Musee cantonal des Beaux-Arts presents On Painting. Alex Katz & Félix Vallotton an exhibition on view 22 March–9 June 2013.
Alex Katz, Homage to Monet 1, 2009. Oil on canvas, 183 x 366 cm. Courtesy of the artist © 2013, ProLitteris, Zurich. All rights reserved. Reproduction and all use of the works other than individual and private consultation are forbidden without prior authorisation.
The Musée cantonal des Beaux-Arts presents the art of two painters that one would immediately expect to be quite different: one, a French Swiss born in Lausanne in 1865, and the other, an American who is still very active and has worked in New York and Maine for more than sixty years.
On Painting. Alex Katz & Félix Vallotton presents more than 40 works by this major contemporary artist, ranging from the 1950s to the present day. The exhibition compares the works of the American with some 30 paintings by Félix Vallotton: this joint presentation offers a completely new perspective on the astonishing similarity between these two key figures of international painting.
Félix Vallotton (1865–1925) is more than ever in the contemporary eye. His work was recently shown at the Kunstmuseum in Berne (Sunsets, 2004/05), the Kunsthaus in Zurich and the Hamburger Kunsthalle (Idyll on the Edge, 2007/08). And in autumn 2013 the Musée d’Orsay in Paris will dedicate a large retrospective to his work, the first in the French capital. With more than 500 works (including drawings and prints), the Musée cantonal des Beaux-Arts de Lausanne holds the largest Vallotton collection in the world. So as to show it off to best effect within its own walls, as it does not currently have the space to present the collection as a whole, the museum has decided to show the Vallotton works side by side with those of one of the best known American painters. Vallotton’s modernity no longer has to be made plain: when shown alongside the work of Alex Katz, it springs to the eye even today.
Born in 1927, Alex Katz is a major figure of late 20th-century American painting.

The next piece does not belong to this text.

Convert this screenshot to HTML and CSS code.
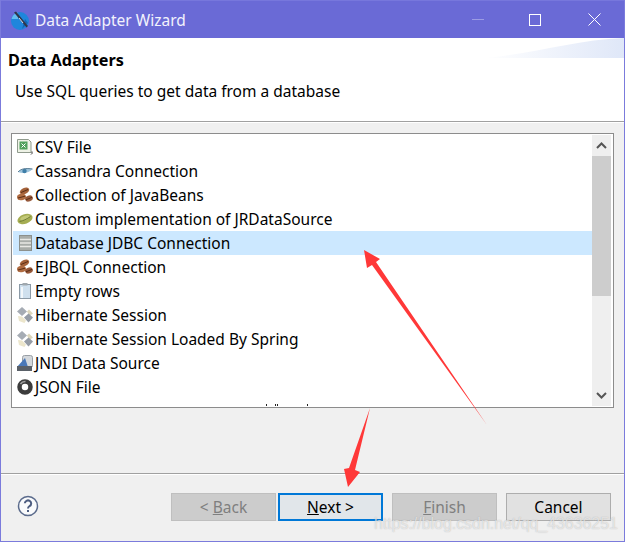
FILE: index.html
```html
<!DOCTYPE html>
<html lang="en">
<head>
<meta charset="utf-8">
<title>Data Adapter Wizard</title>
<link rel="stylesheet" href="styles.css">
</head>
<body>
<svg class="defs" width="0" height="0" aria-hidden="true">
  <defs>
    <symbol id="beans" viewBox="0 0 16 16">
      <ellipse cx="7.500" cy="4" rx="5" ry="3" fill="#a5623a" transform="rotate(-25 7.500 4)"/>
      <ellipse cx="4.500" cy="10" rx="4.500" ry="3.200" fill="#b06c42" transform="rotate(-10 4.500 10)"/>
      <ellipse cx="12" cy="11.500" rx="4" ry="3" fill="#96583a" transform="rotate(-20 12 11.500)"/>
      <path d="M4 5.500l7-3M1 11l7-1.800M9 12.800l6-2.500" stroke="#5a2e16" stroke-width="1" fill="none"/>
    </symbol>
    <symbol id="hibernate" viewBox="0 0 16 16">
      <path d="M5 0l5 4.500L5 9 0 4.500z" fill="#a6acb4"/>
      <path d="M10 4.500l2-2 4 4-3.500 2.500z" fill="#dcd6bc"/>
      <path d="M1 9l4 .5 4 4-1.500 2.500L2 14z" fill="#ece6cc"/>
      <path d="M11.500 6.500l4.500 4-4.500 5-4.500-5z" fill="#959ca6"/>
    </symbol>
  </defs>
</svg>
<div class="window">
  <header class="titlebar">
    <svg class="app-icon" viewBox="0 0 20 20" width="20" height="20" aria-hidden="true">
      <circle cx="10" cy="11" r="9" fill="#1f86dc"/>
      <path d="M1.500 9a9 9 0 0 1 6-6.500L8 9z" fill="#62bdf0"/>
      <path d="M12 19l6-6-3-4z" fill="#1566b4"/>
      <path d="M4 2.500l2-1 12 14.500-1.500 1.500z" fill="#30364a"/>
      <path d="M9 8l4 5" stroke="#d8dee8" stroke-width="1"/>
    </svg>
    <span class="title-text">Data Adapter Wizard</span>
    <div class="controls">
      <span class="control"><span class="ctl-min"></span></span>
      <span class="control"><span class="ctl-max"></span></span>
      <span class="control">
        <svg viewBox="0 0 13 13" width="13" height="13" aria-hidden="true"><path d="M.5.500l12 12M12.500.500l-12 12" stroke="#fff" stroke-width="1" fill="none"/></svg>
      </span>
    </div>
  </header>

  <section class="banner">
    <svg class="banner-art" viewBox="0 0 140 20" width="140" height="20" preserveAspectRatio="none" aria-hidden="true">
      <defs>
        <linearGradient id="fade" x1="0" x2="1" y1="0" y2="0">
          <stop offset="0" stop-color="#ffffff"/>
          <stop offset="1" stop-color="#dfe7f8"/>
        </linearGradient>
      </defs>
      <path d="M0 20C50 16 90 2 140 0v20z" fill="url(#fade)"/>
    </svg>
    <h1 class="banner-title">Data Adapters</h1>
    <p class="banner-desc">Use SQL queries to get data from a database</p>
  </section>

  <main class="content">
    <div class="listbox">
      <ul class="rows">
        <li class="row">
          <svg class="icon" viewBox="0 0 16 16" aria-hidden="true"><path d="M.5.500h11l2.500 2.500V13.500H.5z" fill="#eef2e6" stroke="#8f9a8c"/><rect x="2.500" y="2.500" width="8" height="8" fill="#4fa05a"/><path d="M4.500 4.500l4 4M8.500 4.500l-4 4" stroke="#fff"/><path d="M15 12.500v2l-1 1" stroke="#333" fill="none"/></svg>
          <span class="label">CSV File</span>
        </li>
        <li class="row">
          <svg class="icon" viewBox="0 0 16 16" aria-hidden="true"><path d="M1 9C4 5.500 9 5 15.500 6 12.500 9.500 6 11.500 1 9z" fill="#9fc4dc"/><circle cx="7.500" cy="8" r="2.200" fill="#3f7fa8"/><path d="M1 9C4 5.500 9 5 15.500 6" stroke="#5d7f96" fill="none"/></svg>
          <span class="label">Cassandra Connection</span>
        </li>
        <li class="row">
          <svg class="icon" aria-hidden="true"><use href="#beans"/></svg>
          <span class="label">Collection of JavaBeans</span>
        </li>
        <li class="row">
          <svg class="icon" viewBox="0 0 16 16" aria-hidden="true"><ellipse cx="8" cy="8" rx="7.800" ry="4.800" fill="#a5ad52" transform="rotate(-20 8 8)"/><ellipse cx="8" cy="7" rx="5" ry="2" fill="#c2c878" transform="rotate(-20 8 7)"/><path d="M2.500 10.500C6 10 10 8 13.500 5.500" stroke="#6f7a34" fill="none"/></svg>
          <span class="label">Custom implementation of JRDataSource</span>
        </li>
        <li class="row row-selected">
          <svg class="icon" viewBox="0 0 16 16" aria-hidden="true"><rect x="2.500" y="0.500" width="12" height="15" fill="#a8aca8" stroke="#8c908c"/><path d="M3 4.500h11M3 8h11M3 11.500h11" stroke="#e8e8e4" stroke-width="1.400"/></svg>
          <span class="label">Database JDBC Connection</span>
        </li>
        <li class="row">
          <svg class="icon" aria-hidden="true"><use href="#beans"/></svg>
          <span class="label">EJBQL Connection</span>
        </li>
        <li class="row">
          <svg class="icon" viewBox="0 0 16 16" aria-hidden="true"><rect x="2.500" y="1.500" width="11" height="14" fill="#cfe0ee" stroke="#8c9aa6"/><rect x="5.500" y="0" width="5" height="2.500" fill="#a0a8ae"/><path d="M5 4v11" stroke="#f2f7fb" stroke-width="2"/></svg>
          <span class="label">Empty rows</span>
        </li>
        <li class="row">
          <svg class="icon" aria-hidden="true"><use href="#hibernate"/></svg>
          <span class="label">Hibernate Session</span>
        </li>
        <li class="row">
          <svg class="icon" aria-hidden="true"><use href="#hibernate"/></svg>
          <span class="label">Hibernate Session Loaded By Spring</span>
        </li>
        <li class="row">
          <svg class="icon" viewBox="0 0 16 16" aria-hidden="true"><rect x="5.500" y=".5" width="10" height="12" rx="2" fill="#d4d8dc" stroke="#9aa0a6"/><path d="M0 12L8 3l3 9z" fill="#4a78b8"/><rect x="0" y="11" width="15" height="5" fill="#5a6068"/></svg>
          <span class="label">JNDI Data Source</span>
        </li>
        <li class="row">
          <svg class="icon" viewBox="0 0 16 16" aria-hidden="true"><circle cx="8" cy="8" r="5.500" fill="none" stroke="#3c3c3c" stroke-width="4.500"/><path d="M3.500 5a5.500 5.500 0 0 1 5-2.500" stroke="#a0a0a0" stroke-width="1.500" fill="none"/></svg>
          <span class="label">JSON File</span>
        </li>
        <li class="row row-clipped">
          <svg class="tips" viewBox="0 0 60 7" width="60" height="7" aria-hidden="true"><path d="M4 5h1v2H4zM13 5h1v2h-1zM15 5h1v2h-1zM45 5h1v2h-1z" fill="#222"/></svg>
        </li>
      </ul>
      <div class="scrollbar">
        <span class="scroll-btn">
          <svg viewBox="0 0 11 7" width="11" height="7" aria-hidden="true"><path d="M1 6l4.500-4.500L10 6" stroke="#555" stroke-width="2" fill="none"/></svg>
        </span>
        <span class="scroll-thumb"></span>
        <span class="scroll-track"></span>
        <span class="scroll-btn scroll-btn-down">
          <svg viewBox="0 0 11 7" width="11" height="7" aria-hidden="true"><path d="M1 1l4.500 4.500L10 1" stroke="#555" stroke-width="2" fill="none"/></svg>
        </span>
      </div>
    </div>
  </main>

  <footer class="footer">
    <svg class="help" viewBox="0 0 22 22" width="22" height="22" aria-hidden="true">
      <circle cx="11" cy="11" r="9.500" fill="#fafbfc" stroke="#5b6b8c" stroke-width="1.500"/>
      <path d="M7.800 8.300a3.200 3 0 1 1 4.800 2.700c-1.100.7-1.600 1.200-1.600 2.500" fill="none" stroke="#4d5d80" stroke-width="2"/>
      <rect x="10" y="15" width="2" height="2" fill="#4d5d80"/>
    </svg>
    <div class="buttons">
      <button class="btn btn-disabled" type="button">&lt; <u>B</u>ack</button>
      <button class="btn btn-primary" type="button"><u>N</u>ext &gt;</button>
      <button class="btn btn-disabled btn-gap" type="button"><u>F</u>inish</button>
      <button class="btn btn-gap" type="button">Cancel</button>
    </div>
  </footer>

  <svg class="annotations" viewBox="0 0 625 542" width="625" height="542" aria-hidden="true">
    <path d="M364 250L380 259 376 262 487 425 372 265 367 268z" fill="#ff3838"/>
    <path d="M370 408L355 470 360 472 348 487 344 469 349 468z" fill="#ff3838"/>
  </svg>
  <span class="watermark">https://blog.csdn.net/qq_43636251</span>
</div>
</body>
</html>
```
FILE: styles.css
```css
* {
  box-sizing: border-box;
}

html,
body {
  margin: 0;
  padding: 0;
  background: #f0f0f0;
}

.defs {
  position: absolute;
}

.window {
  position: relative;
  display: flex;
  flex-direction: column;
  width: 625px;
  height: 542px;
  overflow: hidden;
  background: #f0f0f0;
  border: 1px solid #7b7bdc;
  border-top: 0;
  font-family: "Noto Sans", "Open Sans", sans-serif;
  font-size: 15.5px;
  color: #000;
}

.titlebar {
  display: flex;
  align-items: center;
  flex: none;
  height: 38px;
  margin: 0 -1px;
  padding-left: 10px;
  background: #6a6ad6;
  border-top: 1px solid #7777dc;
  color: #f2f2fc;
}

.app-icon {
  flex: none;
  margin-right: 5px;
}

.title-text {
  font-size: 15.5px;
}

.controls {
  display: flex;
  margin-left: auto;
  margin-right: 2px;
}

.control {
  display: flex;
  align-items: center;
  justify-content: center;
  width: 58px;
  height: 37px;
}

.ctl-min {
  width: 12px;
  height: 1px;
  background: #9c9ce4;
}

.ctl-max {
  width: 12px;
  height: 12px;
  margin-right: 2px;
  border: 1px solid #fff;
}

.banner {
  position: relative;
  flex: none;
  height: 85px;
  padding: 11px 0 0 7px;
  background: #fff;
  border-bottom: 1px solid #fff;
  box-shadow: inset 0 -2px 0 -1px #a0a0a0;
}

.banner-art {
  position: absolute;
  top: 0;
  right: 0;
}

.banner-title {
  position: relative;
  margin: 0;
  font-size: 16.2px;
  font-weight: 700;
  line-height: 22px;
}

.banner-desc {
  margin: 9px 0 0 7px;
  font-size: 15.5px;
  line-height: 22px;
}

.content {
  flex: none;
  height: 350px;
  padding: 10px;
}

.listbox {
  display: flex;
  height: 275px;
  padding: 1px 2px 1px 1px;
  background: #fff;
  border: 1px solid #8c8c8c;
}

.rows {
  flex: none;
  width: 579px;
  height: 271px;
  margin: 0;
  padding: 0;
  overflow: hidden;
  list-style: none;
}

.row {
  display: flex;
  align-items: center;
  gap: 2px;
  height: 24px;
  padding-left: 4px;
  white-space: nowrap;
}

.row-selected {
  background: #cce8ff;
}

.row-clipped {
  align-items: flex-start;
  padding-left: 249px;
}

.icon {
  flex: none;
  width: 16px;
  height: 16px;
}

.scrollbar {
  display: flex;
  flex-direction: column;
  flex: none;
  width: 19px;
  height: 271px;
  background: #efefef;
}

.scroll-btn {
  display: flex;
  align-items: center;
  justify-content: center;
  flex: none;
  height: 21px;
}

.scroll-thumb {
  flex: none;
  height: 140px;
  background: #cdcdcd;
}

.scroll-track {
  flex: 1;
}

.footer {
  display: flex;
  flex: 1;
  align-items: flex-start;
  padding: 19px 13px 0 16px;
  border-top: 1px solid #a0a0a0;
  box-shadow: inset 0 1px 0 #fff;
}

.help {
  flex: none;
  margin-top: 2px;
}

.buttons {
  display: flex;
  margin-left: auto;
  gap: 2px;
}

.btn {
  width: 105px;
  height: 28px;
  padding: 0 0 1px;
  font: inherit;
  color: #000;
  background: #e1e1e1;
  border: 1px solid #adadad;
}

.btn-gap {
  margin-left: 7px;
}

.btn-disabled {
  color: #7f7f7f;
  background: #cccccc;
  border-color: #bfbfbf;
}

.btn-primary {
  background: #e1e6ea;
  border: 2px solid #0078d7;
}

.annotations {
  position: absolute;
  top: 0;
  left: -1px;
  pointer-events: none;
}

.watermark {
  position: absolute;
  left: 373px;
  top: 514px;
  font-family: "Liberation Sans", Arial, sans-serif;
  font-size: 15.9px;
  line-height: 20px;
  color: rgba(255, 255, 255, 0.6);
  text-shadow: 0 0 1px rgba(120, 120, 120, 0.5);
  white-space: nowrap;
}
```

His resolutely figurative art centres on such traditional genres as individual and group portraits, natural and urban landscapes, and floral still-lifes, and in the early 1960s he was associated with Pop Art on account of his very neutral technique that is close to advertising images and cinema stills. Making particular use of a deadpan, detached and often monumental approach, his representations are elaborated through the simplification of forms and planes and the reduction of the palette, extending Vallotton’s painting to the fringes of abstraction. Of the painters that have inspired Alex Katz, two that stand out are Pierre Bonnard and Jackson Pollock. Félix Vallotton, however, is not on the list nor was his work ever really known by the American. Nevertheless, surprising similarities are apparent between the two artists as their approach is identical: sublimation through painting.